St Michael & All Angels, Awliscombe

History

A more detailed history and guide to St Michael’s in the form of a booklet is available in the church in return for a donation.   

People have worshipped on the site of St Michael’s for many hundreds, and possibly thousands, of years. The large irregular stone which lies outside the West door is thought to be a pagan standing stone, placed in its present position by early Christians to desecrate it. 

There may well have been a church here in pre-Conquest times and there are some slight remnants of the Norman church (have a look for the two corbel heads, like mini-gargoyles, in the wall above the porch) which we know of from late 12th Century documents transferring the church from the Wells to to the Exeter Diocese and, in the following century, to the newly founded Abbey of Dunkeswell.

A board at the west end of the nave lists past incumbents going back to 1262, including one Peter Maverick, whose son the puritan Reverend John Maverick took his family to Massachusetts in 1630.  His descendants have added two words to the English language – the church guide explains how!

Like many churches of its age, the present building would originally have consisted of just the Nave, probably built around the end of the thirteenth century, and perhaps the Chancel (the eastern end of the church, housing the choir and altar) and the South Transept. Other sections of the building were added later: the Tower dates from the mid 15th century, as does the east end of the northern range which now houses the Lady Chapel. It seems this was added on as a chantry chapel projecting out from the Chancel. (A chantry chapel, in pre-Reformation days, would typically have been built by a wealthy benefactor as a memorial to members of his family and for a priest to say prayers for their souls to speed their passage through Purgatory.)

More was added in the early 16th Century, much by Thomas Chard, born at Tracey in Awliscombe around 1480, who was the last abbot of the great Cistercian Abbey of Forde before it and all other English monasteries were closed down by Henry VIII. This work includes the building of the porch, the conversion of the South Transept into a chantry chapel with it’s magnificent south window (the current glass of course is 19th Century), and probably the unusual stone screen (most screens, particularly in this part of England, were carved from wood).

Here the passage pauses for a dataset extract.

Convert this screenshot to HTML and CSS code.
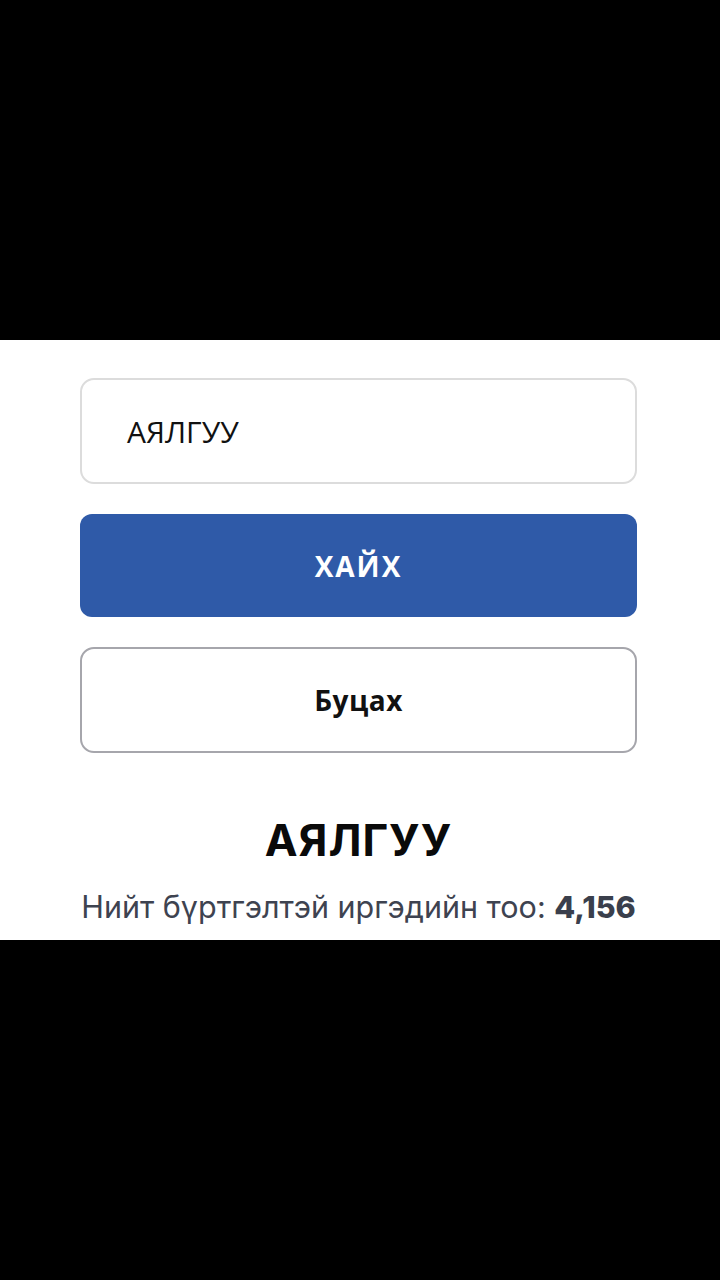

At the same time the north aisle was added, separated from the nave by a line of pillars, and connecting up with the earlier chantry chapel on that side.  Have a look at the ceiling bosses in the north aisle: one shows a man in Tudor dress, another a Green Man – a curiously pagan motif you might think, but nevertheless common in churches at the time.

All these additions make a church which is relatively large for a village church in this area, perhaps reflecting the importance of Awliscombe and the wealth of some of its sons, such as Thomas Chard.

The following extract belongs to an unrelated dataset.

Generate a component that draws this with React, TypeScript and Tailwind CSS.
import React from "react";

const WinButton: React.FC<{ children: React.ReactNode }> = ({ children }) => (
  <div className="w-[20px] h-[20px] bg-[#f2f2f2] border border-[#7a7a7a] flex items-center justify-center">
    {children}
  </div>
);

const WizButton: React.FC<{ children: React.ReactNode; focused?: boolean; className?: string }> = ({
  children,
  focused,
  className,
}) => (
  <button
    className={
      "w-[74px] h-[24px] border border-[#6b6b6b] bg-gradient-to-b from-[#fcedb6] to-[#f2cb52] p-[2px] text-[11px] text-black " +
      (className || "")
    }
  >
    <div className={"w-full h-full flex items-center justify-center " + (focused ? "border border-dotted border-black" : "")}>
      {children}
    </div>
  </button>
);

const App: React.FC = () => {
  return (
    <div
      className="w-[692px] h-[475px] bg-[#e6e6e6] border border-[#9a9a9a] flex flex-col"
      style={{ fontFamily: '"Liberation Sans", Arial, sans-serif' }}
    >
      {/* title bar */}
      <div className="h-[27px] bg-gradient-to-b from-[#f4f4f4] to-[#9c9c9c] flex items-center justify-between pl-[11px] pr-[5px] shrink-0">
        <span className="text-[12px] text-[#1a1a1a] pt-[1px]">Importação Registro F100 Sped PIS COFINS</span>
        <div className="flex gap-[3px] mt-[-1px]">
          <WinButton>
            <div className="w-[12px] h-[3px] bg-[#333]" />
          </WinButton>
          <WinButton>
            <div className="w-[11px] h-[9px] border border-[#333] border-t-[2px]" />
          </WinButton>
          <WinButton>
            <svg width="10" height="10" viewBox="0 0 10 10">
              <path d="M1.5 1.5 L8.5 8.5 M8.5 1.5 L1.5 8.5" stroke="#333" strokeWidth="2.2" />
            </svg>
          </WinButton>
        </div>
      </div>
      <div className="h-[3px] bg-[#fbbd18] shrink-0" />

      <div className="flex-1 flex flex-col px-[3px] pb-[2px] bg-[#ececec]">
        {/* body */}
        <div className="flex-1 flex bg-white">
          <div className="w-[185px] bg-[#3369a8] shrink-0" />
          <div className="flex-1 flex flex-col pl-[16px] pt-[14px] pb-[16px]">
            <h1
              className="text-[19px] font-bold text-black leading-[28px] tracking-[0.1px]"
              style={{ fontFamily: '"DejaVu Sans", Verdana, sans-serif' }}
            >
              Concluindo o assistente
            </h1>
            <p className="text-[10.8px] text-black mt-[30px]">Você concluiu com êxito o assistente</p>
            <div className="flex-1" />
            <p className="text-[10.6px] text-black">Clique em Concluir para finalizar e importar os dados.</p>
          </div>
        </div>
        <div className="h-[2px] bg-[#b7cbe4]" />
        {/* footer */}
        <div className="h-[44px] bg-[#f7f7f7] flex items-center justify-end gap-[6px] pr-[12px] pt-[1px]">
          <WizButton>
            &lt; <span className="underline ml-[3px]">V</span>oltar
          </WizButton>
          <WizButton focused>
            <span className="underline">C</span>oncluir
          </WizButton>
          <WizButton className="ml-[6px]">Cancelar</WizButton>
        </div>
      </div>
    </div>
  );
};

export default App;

In keeping with this, the six bells in the tower are unusually grand: the lightest being about the same weight as the heaviest at nearby Buckerell, and the heaviest, the ‘tenor’, weighing almost a ton.

The glass in the windows tracks the development of the building itself, from a fragment of medieval glass in the east window of the South Transept, to the fine Victorian glass in the main South, East and West Windows, to the simple beauty of the Ruth Window, installed in 1969 in memory of Miss Ruth Willmington.